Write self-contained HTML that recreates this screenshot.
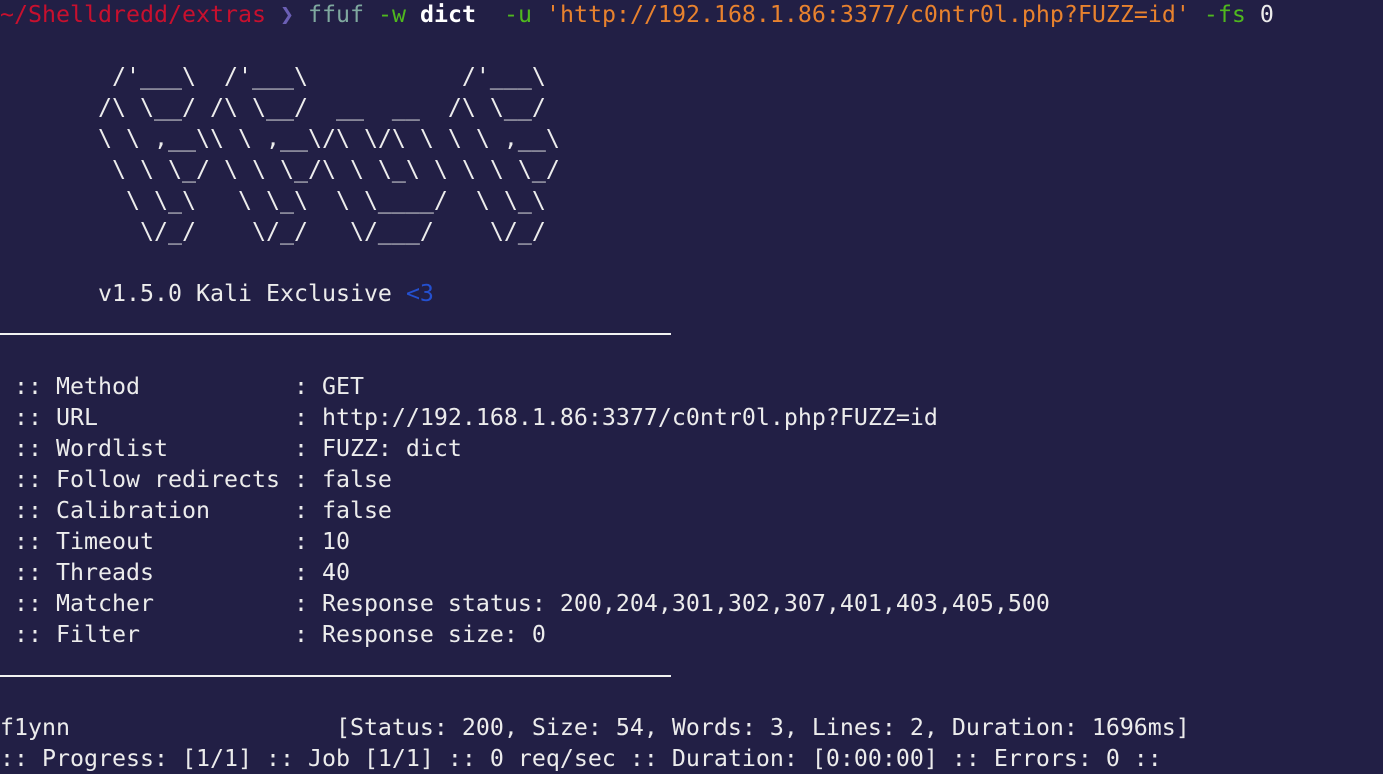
<!DOCTYPE html>
<html><head><meta charset="utf-8"><style>
html,body{margin:0;padding:0;background:#221f45;width:1383px;height:748px;overflow:hidden}
pre{margin:0;position:absolute;left:0;top:-1px;font-family:"DejaVu Sans Mono","Liberation Mono",monospace;font-size:23.25px;line-height:31px;color:#ececec;white-space:pre}
.r{color:#c8102e}.p{color:#6b5fb5}.t{color:#7fa89f}.g{color:#4fb81e}.b{font-weight:bold;color:#fff}.o{color:#e8822e}.bl{color:#2450d0}
.sep{position:absolute;left:0;width:671px;height:2px;background:#f2f2f2}
</style></head><body>
<pre><span class="r">~/Shelldredd/extras</span> <span class="p">❯</span> <span class="t">ffuf</span> <span class="g">-w</span> <span class="b">dict</span>  <span class="g">-u</span> <span class="o">'http://192.168.1.86:3377/c0ntr0l.php?FUZZ=id'</span> <span class="g">-fs</span> 0

        /'___\  /'___\           /'___\
       /\ \__/ /\ \__/  __  __  /\ \__/
       \ \ ,__\\ \ ,__\/\ \/\ \ \ \ ,__\
        \ \ \_/ \ \ \_/\ \ \_\ \ \ \ \_/
         \ \_\   \ \_\  \ \____/  \ \_\
          \/_/    \/_/   \/___/    \/_/

       v1.5.0 Kali Exclusive <span class="bl">&lt;3</span>


 :: Method           : GET
 :: URL              : http://192.168.1.86:3377/c0ntr0l.php?FUZZ=id
 :: Wordlist         : FUZZ: dict
 :: Follow redirects : false
 :: Calibration      : false
 :: Timeout          : 10
 :: Threads          : 40
 :: Matcher          : Response status: 200,204,301,302,307,401,403,405,500
 :: Filter           : Response size: 0


f1ynn                   [Status: 200, Size: 54, Words: 3, Lines: 2, Duration: 1696ms]
:: Progress: [1/1] :: Job [1/1] :: 0 req/sec :: Duration: [0:00:00] :: Errors: 0 ::</pre>
<div class="sep" style="top:333px"></div>
<div class="sep" style="top:675px"></div>
</body></html>
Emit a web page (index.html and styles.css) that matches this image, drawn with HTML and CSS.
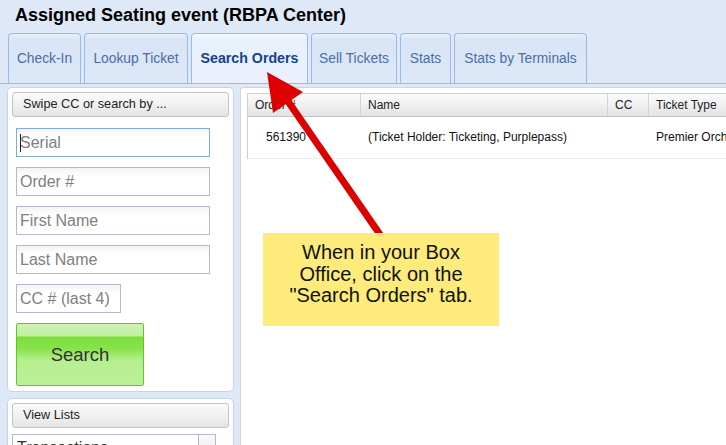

*STATED PROBLEM*: Give nothing but the number of lines containing the string "that".

*SOLUTION*: 2